If only things were that straightforward ....
HMRC have been banging on about XBRL (not inline XBRL) for some time, but it was not until approximately 12 months ago that they decided to use the proposed (at the time) inline XBRL standard - sending people who might have started something in standard XBRL back to the drawing board.
As for Inline XBRL - it was only approved as a standard in April 2010 and ratified in May - so the ink is hardly dry.
And on top of this currently HMRC don't even comply with the published standard yet - they are still on an earlier 'candidate release' that has issues accepting those documents that do use the official standard.
Even though XBRL is used world-wide and has been for many years, the UK has decided to go down the inline XBRL route, and as such the world's first inline XBRL 'pilot' is to be undertaken by ~2 million UK corporate tax filers starting from April ...
Why do HMRC want inline XBRL ? Well inline embeds the XBRL into an HTML document that human beings can read, as opposed to usual XBRL with is a variant of XML with knobs on.
Because HMRC don't have any software that their tax inspectors can use that makes sense of an XBRL document, and are not prepared to spend any money to develop one, it is much cheaper for them to mandate that the submitters do it for them.
The upshot of this is now Companies House will also move to inline XBRL for the filing of statutory accounts, having so far accepted voluntary XBRL filings - so all change yet again - the only positive here being that the same document should be acceptable by both HMRC and Companies House.
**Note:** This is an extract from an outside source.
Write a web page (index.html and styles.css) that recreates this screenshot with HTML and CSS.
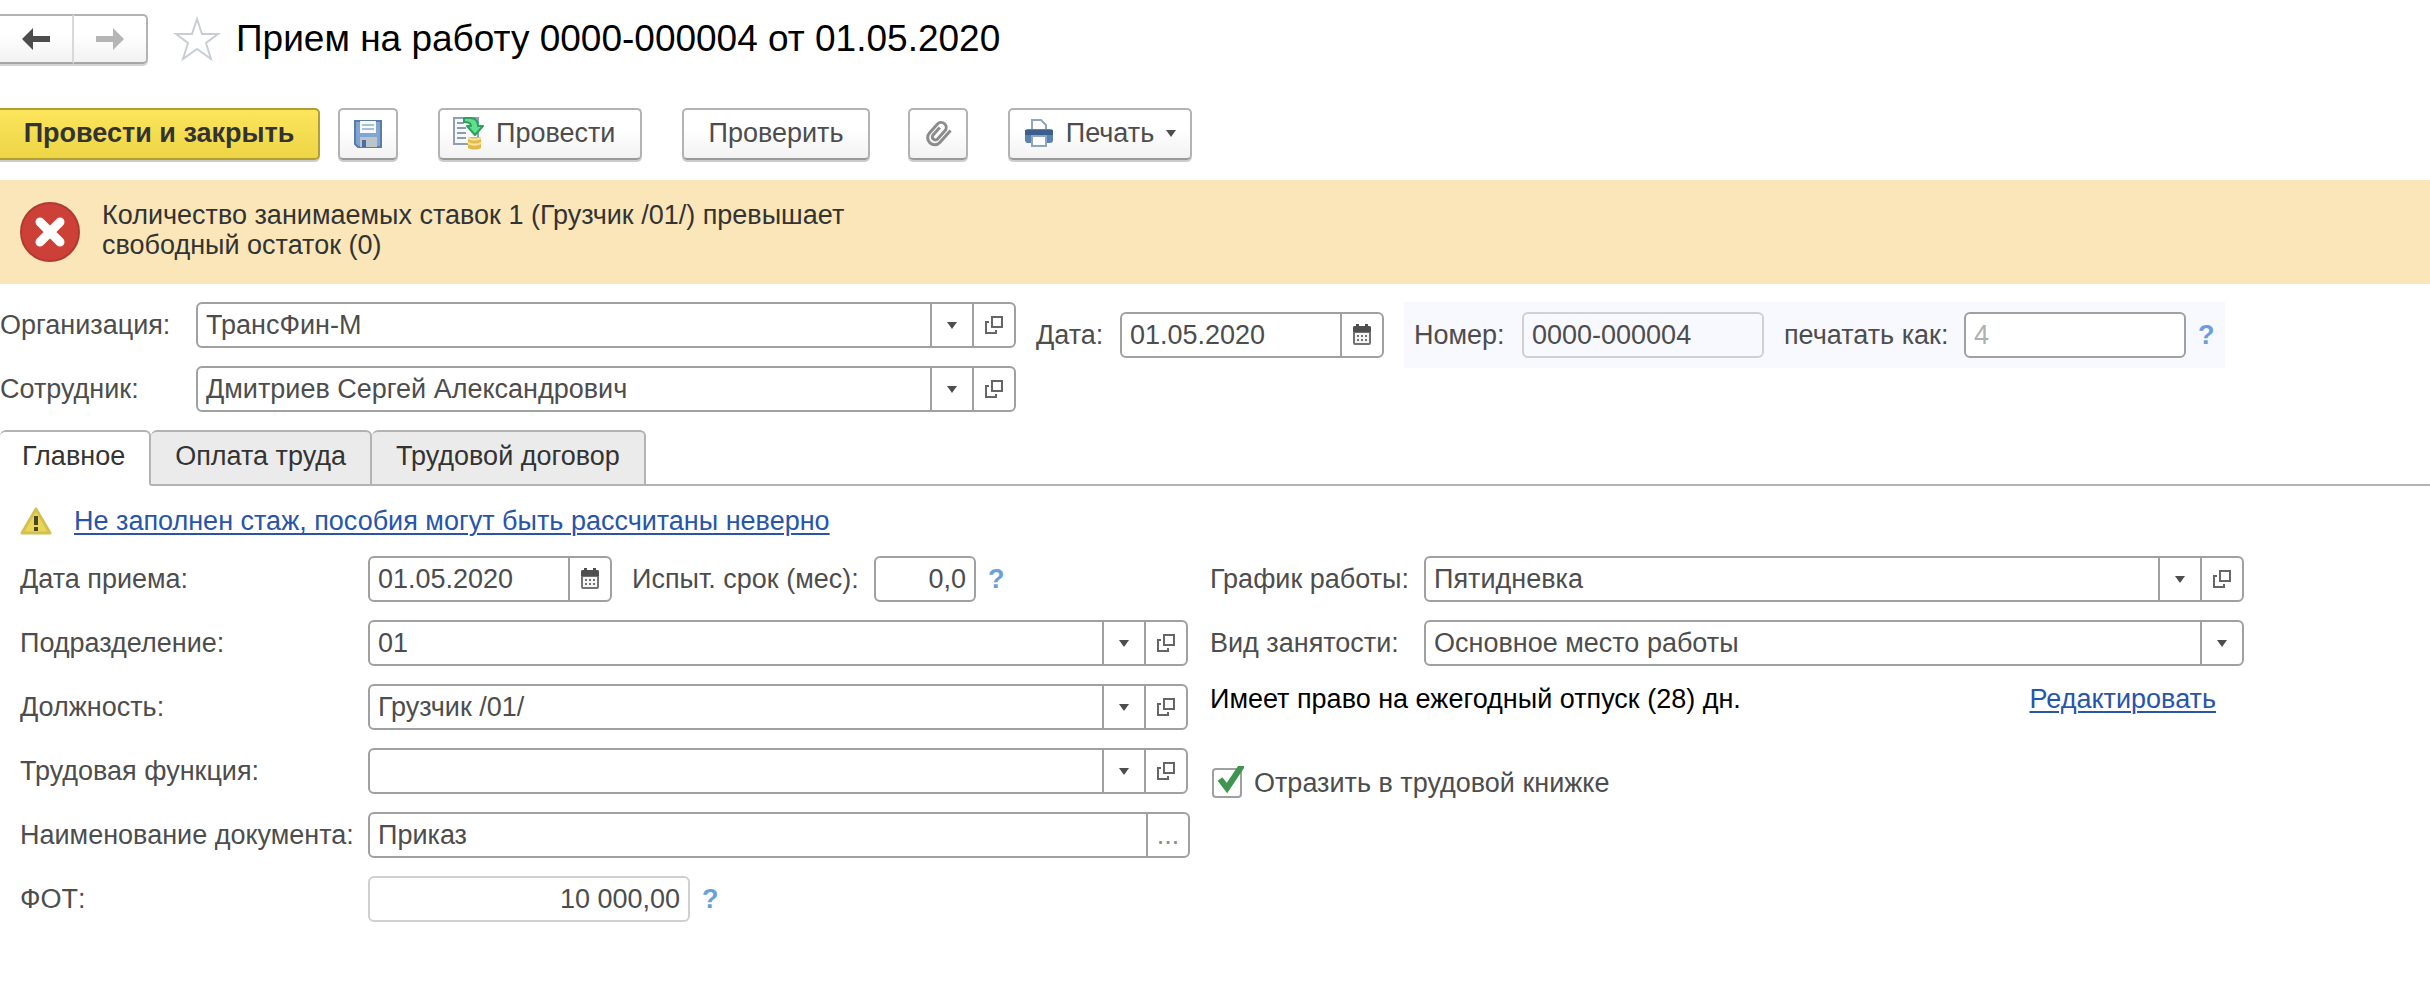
FILE: index.html
```html
<!DOCTYPE html>
<html lang="ru">
<head>
<meta charset="utf-8">
<title>Прием на работу 0000-000004 от 01.05.2020</title>
<meta name="viewport" content="width=device-width, initial-scale=1">
<link rel="stylesheet" href="styles.css">
</head>
<body>
<svg class="sprite" aria-hidden="true">
  <symbol id="caret" viewBox="0 0 10 7"><path d="M0 0h10L5 7z" fill="#4d4d4d"/></symbol>
  <symbol id="open" viewBox="0 0 20 20"><path d="M8 2h10v10H8z" fill="none" stroke="#666" stroke-width="2"/><path d="M5 7H2v11h10v-3" fill="none" stroke="#666" stroke-width="2"/></symbol>
  <symbol id="calendar" viewBox="0 0 20 22"><rect x="1" y="2" width="18" height="19" rx="2" fill="#737373"/><path d="M1 4q0-2 2-2h14q2 0 2 2v4H1z" fill="#4f4f4f"/><path d="M4 0h3v4H4zM13 0h3v4h-3z" fill="#4f4f4f"/><path d="M3 9h14v10H3z" fill="#f4f4f4"/><path d="M5 12h11M5 16h11" stroke="#737373" stroke-width="2" stroke-dasharray="2 2"/></symbol>
</svg>

<header class="header">
  <nav class="history" aria-label="История">
    <button type="button" class="history-button" aria-label="Назад"><svg width="30" height="24" viewBox="0 0 30 24"><path d="M1 12L12 1v8h17v6H12v8z" fill="#4d4d4d"/></svg></button>
    <button type="button" class="history-button history-next" aria-label="Вперед"><svg width="30" height="24" viewBox="0 0 30 24"><path d="M29 12L18 1v8H1v6h17v8z" fill="#b5b5b5"/></svg></button>
  </nav>
  <button type="button" class="star" aria-label="В избранное"><svg width="48" height="46" viewBox="0 0 48 46"><path d="M24 3l5 15h16L33 27l5 16-14-10-14 10 5-16L3 18h16z" fill="#fff" stroke="#c9ced4" stroke-width="2"/></svg></button>
  <h1 class="title">Прием на работу 0000-000004 от 01.05.2020</h1>
</header>

<div class="toolbar" role="toolbar">
  <button type="button" class="button button-primary">Провести и закрыть</button>
  <button type="button" class="button button-icon button-save" aria-label="Записать"><svg width="30" height="30" viewBox="0 0 30 30"><path d="M2 2h26v26H5l-3-3z" fill="#80a5d3" stroke="#587dad" stroke-width="2"/><path d="M7 2h16v12H7z" fill="#f7fafd"/><path d="M9 6h12M9 10h12" stroke="#a9bdd6" stroke-width="2"/><path d="M7 18h17v10H7z" fill="#bcc5ca"/><path d="M9 21h4v7H9z" fill="#4a6ea2"/></svg></button>
  <button type="button" class="button button-post"><svg width="32" height="34" viewBox="0 0 32 34"><path d="M2 2h24v26H2z" fill="#f6f9fb" stroke="#8fa0b4" stroke-width="2"/><path d="M5 7h7M5 12h9M5 17h9M5 22h9" stroke="#8e9cab" stroke-width="2"/><path d="M12 2h6c6 0 8 3 8 8h5l-8 9-8-9h4c0-3-2-4-7-4z" fill="#5fe08f" stroke="#2f9f5c" stroke-width="2" stroke-linejoin="round"/><path d="M16 21h13v11c-3 2-10 2-13 0z" fill="#e3b94c"/><path d="M16 22c4 2 9 2 13 0M16 27c4 2 9 2 13 0" stroke="#f9e596" stroke-width="2" fill="none"/></svg>Провести</button>
  <button type="button" class="button button-check">Проверить</button>
  <button type="button" class="button button-icon button-attach" aria-label="Присоединенные файлы"><svg width="30" height="30" viewBox="0 0 30 30"><path transform="rotate(42 15 15)" d="M22 4v16a7 7 0 0 1-14 0V8a5 5 0 0 1 10 0v11a3 3 0 0 1-6 0V9" fill="none" stroke="#8c8c8c" stroke-width="3"/></svg></button>
  <button type="button" class="button button-print"><svg width="30" height="30" viewBox="0 0 30 30"><path d="M8 12V2h9l5 5v5" fill="#fff" stroke="#8fa6c2" stroke-width="2"/><rect x="1" y="11" width="28" height="14" rx="3" fill="#5d82ae"/><rect x="1" y="12" width="28" height="5" fill="#3d5f8c"/><path d="M8 18h14v10H8z" fill="#fff" stroke="#8fa6c2" stroke-width="2"/></svg>Печать<svg class="print-caret" width="10" height="7"><use href="#caret"/></svg></button>
</div>

<section class="alert" role="alert">
  <svg width="60" height="62" viewBox="0 0 60 62"><circle cx="30" cy="31" r="29" fill="#cc4037" stroke="#b23a31" stroke-width="2"/><path d="M20 21l20 20M40 21L20 41" stroke="#fff" stroke-width="9" stroke-linecap="round"/></svg>
  <p class="alert-text">Количество занимаемых ставок 1 (Грузчик /01/) превышает свободный остаток (0)</p>
</section>

<form>
<div class="document">
  <div class="parties">
    <label for="org">Организация:</label>
    <div class="field"><input id="org" type="text" value="ТрансФин-М"><button type="button" aria-label="Выбрать"><svg width="10" height="7"><use href="#caret"/></svg></button><button type="button" aria-label="Открыть"><svg width="20" height="20"><use href="#open"/></svg></button></div>
    <label for="employee">Сотрудник:</label>
    <div class="field"><input id="employee" type="text" value="Дмитриев Сергей Александрович"><button type="button" aria-label="Выбрать"><svg width="10" height="7"><use href="#caret"/></svg></button><button type="button" aria-label="Открыть"><svg width="20" height="20"><use href="#open"/></svg></button></div>
  </div>
  <div class="document-date">
    <label for="date">Дата:</label>
    <div class="field"><input id="date" type="text" value="01.05.2020"><button type="button" aria-label="Календарь"><svg width="20" height="22"><use href="#calendar"/></svg></button></div>
  </div>
  <div class="number">
    <label for="number">Номер:</label>
    <div class="field field-readonly number-value"><input id="number" type="text" value="0000-000004" readonly></div>
    <label for="print-as" class="print-as-label">печатать как:</label>
    <div class="field number-print"><input id="print-as" type="text" placeholder="4"></div>
    <button type="button" class="help">?</button>
  </div>
</div>

<div class="tabs" role="tablist">
  <button type="button" class="tab tab-active" role="tab" aria-selected="true">Главное</button>
  <button type="button" class="tab" role="tab" aria-selected="false">Оплата труда</button>
  <button type="button" class="tab" role="tab" aria-selected="false">Трудовой договор</button>
</div>

<p class="notice">
  <svg width="32" height="28" viewBox="0 0 32 28"><path d="M16 2l14 24H2z" fill="#ecd658" stroke="#d3c050" stroke-width="3" stroke-linejoin="round"/><path d="M14 9h4v9h-4zM14 20h4v4h-4z" fill="#4a4522"/></svg>
  <a href="#experience">Не заполнен стаж, пособия могут быть рассчитаны неверно</a>
</p>

<div class="main">
  <div class="left">
    <label for="hire-date">Дата приема:</label>
    <div class="inline">
      <div class="field hire-date"><input id="hire-date" type="text" value="01.05.2020"><button type="button" aria-label="Календарь"><svg width="20" height="22"><use href="#calendar"/></svg></button></div>
      <label for="probation" class="probation-label">Испыт. срок (мес):</label>
      <div class="field probation"><input id="probation" class="numeric" type="text" value="0,0"></div>
      <button type="button" class="help">?</button>
    </div>
    <label for="department">Подразделение:</label>
    <div class="field lookup"><input id="department" type="text" value="01"><button type="button" aria-label="Выбрать"><svg width="10" height="7"><use href="#caret"/></svg></button><button type="button" aria-label="Открыть"><svg width="20" height="20"><use href="#open"/></svg></button></div>
    <label for="position">Должность:</label>
    <div class="field lookup"><input id="position" type="text" value="Грузчик /01/"><button type="button" aria-label="Выбрать"><svg width="10" height="7"><use href="#caret"/></svg></button><button type="button" aria-label="Открыть"><svg width="20" height="20"><use href="#open"/></svg></button></div>
    <label for="function">Трудовая функция:</label>
    <div class="field lookup"><input id="function" type="text"><button type="button" aria-label="Выбрать"><svg width="10" height="7"><use href="#caret"/></svg></button><button type="button" aria-label="Открыть"><svg width="20" height="20"><use href="#open"/></svg></button></div>
    <label for="doc-name">Наименование документа:</label>
    <div class="field"><input id="doc-name" type="text" value="Приказ"><button type="button" class="more">...</button></div>
    <label for="payroll">ФОТ:</label>
    <div class="inline">
      <div class="field field-readonly payroll"><input id="payroll" class="numeric" type="text" value="10 000,00" readonly></div>
      <button type="button" class="help">?</button>
    </div>
  </div>
  <div class="right">
    <div class="right-fields">
      <label for="schedule">График работы:</label>
      <div class="field"><input id="schedule" type="text" value="Пятидневка"><button type="button" aria-label="Выбрать"><svg width="10" height="7"><use href="#caret"/></svg></button><button type="button" aria-label="Открыть"><svg width="20" height="20"><use href="#open"/></svg></button></div>
      <label for="employment">Вид занятости:</label>
      <div class="field field-select"><select id="employment"><option>Основное место работы</option></select><span class="select-arrow"><svg width="10" height="7"><use href="#caret"/></svg></span></div>
    </div>
    <div class="vacation"><span>Имеет право на ежегодный отпуск (28) дн.</span><a href="#vacation">Редактировать</a></div>
    <label class="check"><input type="checkbox" checked><svg class="check-mark" width="28" height="32" viewBox="0 0 28 32"><path d="M4 13l7 9L27-2" fill="none" stroke="#3f9450" stroke-width="6"/></svg>Отразить в трудовой книжке</label>
  </div>
</div>
</form>
</body>
</html>
```
FILE: styles.css
```css
* { box-sizing: border-box; }

body {
  margin: 0;
  background: #fff;
  color: #4d4d4d;
  font: 27px/30px "Liberation Sans", Arial, sans-serif;
}

button, input, select { margin: 0; color: inherit; font: inherit; }
button { cursor: pointer; white-space: nowrap; }
svg { display: block; flex: none; }
a { color: #2855ab; text-decoration-thickness: 2px; text-underline-offset: 3px; }
.sprite { position: absolute; width: 0; height: 0; }

.header { display: flex; align-items: center; padding-top: 14px; }
.history { display: flex; }
.history-button {
  display: flex;
  align-items: center;
  justify-content: center;
  width: 74px;
  height: 50px;
  padding: 0;
  border: 2px solid #b3b3b3;
  border-left: 0;
  border-right-color: #d9d9d9;
  border-bottom-color: #a6a6a6;
  background: linear-gradient(#fff 40%, #f2f2f2);
  box-shadow: 0 2px #d4d4d4;
}
.history-next { border-right-color: #b3b3b3; border-radius: 0 5px 5px 0; }
.star { margin-left: 25px; padding: 0; border: 0; background: none; }
.title { margin: 0 0 0 15px; color: #000; font-size: 37px; font-weight: 400; line-height: 50px; }

.toolbar { display: flex; padding: 44px 0 20px; }
.button {
  display: flex;
  align-items: center;
  justify-content: center;
  height: 52px;
  padding: 0 24px 2px;
  border: 2px solid #b3b3b3;
  border-bottom-color: #999;
  border-radius: 5px;
  background: linear-gradient(#fff 40%, #f2f2f2);
  box-shadow: 0 2px #ccc;
}
.button-primary {
  width: 320px;
  border-color: #b39f2d;
  border-left: 0;
  border-radius: 0 5px 5px 0;
  background: linear-gradient(#fde55c, #edd546);
  color: #333;
  font-weight: 700;
}
.button-icon { width: 60px; padding: 0; }
.button-save { margin-left: 18px; }
.button-post { justify-content: flex-start; width: 204px; margin-left: 40px; padding-left: 12px; gap: 12px; }
.button-check { width: 188px; margin-left: 40px; }
.button-attach { margin-left: 38px; }
.button-print { width: 184px; margin-left: 40px; gap: 12px; padding-right: 12px; padding-left: 12px; }

.alert {
  display: flex;
  align-items: center;
  gap: 22px;
  min-height: 104px;
  padding: 0 20px;
  background: #fae6b8;
  color: #333;
}
.alert-text { max-width: 760px; margin: 0 0 4px; }

.field {
  display: flex;
  flex: 1;
  height: 46px;
  border: 2px solid #a0a0a0;
  border-radius: 6px;
  background: #fff;
}
.field input, .field select {
  flex: 1;
  min-width: 0;
  width: 100%;
  padding: 0 8px;
  border: 0;
  outline: 0;
  background: none;
  appearance: none;
}
.field input::placeholder { color: #b0b0b0; opacity: 1; }
.field .numeric { text-align: right; }
.field button, .select-arrow {
  display: flex;
  flex: none;
  align-items: center;
  justify-content: center;
  width: 42px;
  padding: 0;
  border: 0;
  border-left: 2px solid #a0a0a0;
  background: none;
}
.field-readonly { border-color: #d0d0d0; background: none; }
.field-select { display: grid; grid-template-columns: minmax(0, 1fr) 42px; }
.field-select select { grid-area: 1 / 1 / 2 / 3; }
.select-arrow { grid-area: 1 / 2; pointer-events: none; }
.field .more { color: #8c8c8c; }
.help { padding: 0; border: 0; background: none; color: #6b9fd8; font-weight: 700; }

.document { display: flex; align-items: flex-start; padding-top: 18px; }
.parties {
  display: grid;
  grid-template-columns: 196px minmax(0, 820px);
  row-gap: 18px;
  align-items: center;
}
.document-date { display: flex; align-items: center; width: 348px; margin: 10px 0 0 20px; }
.document-date label { width: 84px; }
.number {
  display: flex;
  align-items: center;
  margin-left: 20px;
  padding: 10px;
  background: #f8f8ff;
}
.number > label { width: 108px; }
.number .print-as-label { width: 180px; margin-left: 20px; }
.number-value { flex: none; width: 242px; }
.number-print { flex: none; width: 222px; margin-right: 12px; }

.tabs { display: flex; margin-top: 18px; }
.tabs::after { flex: 1; border-bottom: 2px solid #b3b3b3; content: ""; }
.tab {
  height: 56px;
  padding: 0 24px 4px;
  border: 2px solid #b3b3b3;
  border-left: 0;
  border-radius: 6px 6px 0 0;
  background: #ebebeb;
  color: #333;
}
.tab-active { padding-left: 22px; border-bottom-color: #fff; background: #fff; }

.notice { display: flex; align-items: center; gap: 22px; margin: 0; padding: 20px 20px 0; }

.main {
  display: grid;
  grid-template-columns: minmax(0, 1170px) minmax(0, 1034px);
  column-gap: 20px;
  padding: 20px;
}
.left {
  display: grid;
  grid-template-columns: 348px minmax(0, 1fr);
  row-gap: 18px;
  align-items: center;
}
.lookup { margin-right: 2px; }
.inline { display: flex; align-items: center; }
.inline .field { flex: none; }
.inline .help { margin-left: 12px; }
.hire-date { width: 244px; }
.probation-label { width: 242px; padding-left: 20px; white-space: nowrap; }
.inline .probation { width: 102px; margin-left: 20px; }
.payroll { width: 322px; }
.right-fields {
  display: grid;
  grid-template-columns: 214px minmax(0, 1fr);
  row-gap: 18px;
  align-items: center;
}
.vacation { display: flex; justify-content: space-between; margin-top: 18px; padding-right: 28px; }
.vacation span { color: #000; }
.check { display: flex; position: relative; align-items: center; margin-top: 54px; gap: 12px; }
.check input {
  width: 30px;
  height: 30px;
  margin-left: 2px;
  border: 2px solid #a0a0a0;
  border-radius: 4px;
  background: #fff;
  appearance: none;
}
.check-mark { position: absolute; top: -2px; left: 6px; pointer-events: none; }
.check input:not(:checked) + .check-mark { display: none; }
```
The intention is that this will be mandatory from April 2013, legislation permitting - hopefully the software companies are listening a bit more intently this time.
The real short-term goal, as pointed out, is to do away with the paper and force electronic submissions, as this removes government post rooms (> 5 million documents per annum for Comapnies House even though electronic submission is well over the 50% mark) plus the miles of shelves to keep them on.
But be prepared for it to all change again when companies are forced to adopt IFRS reporting.
As for Sage filing their accounts, well Sage are so big that they cannot use their own software, but use a Hyperion consolidation system to get their figures, So unfortunately no "eat your own dog-food" here.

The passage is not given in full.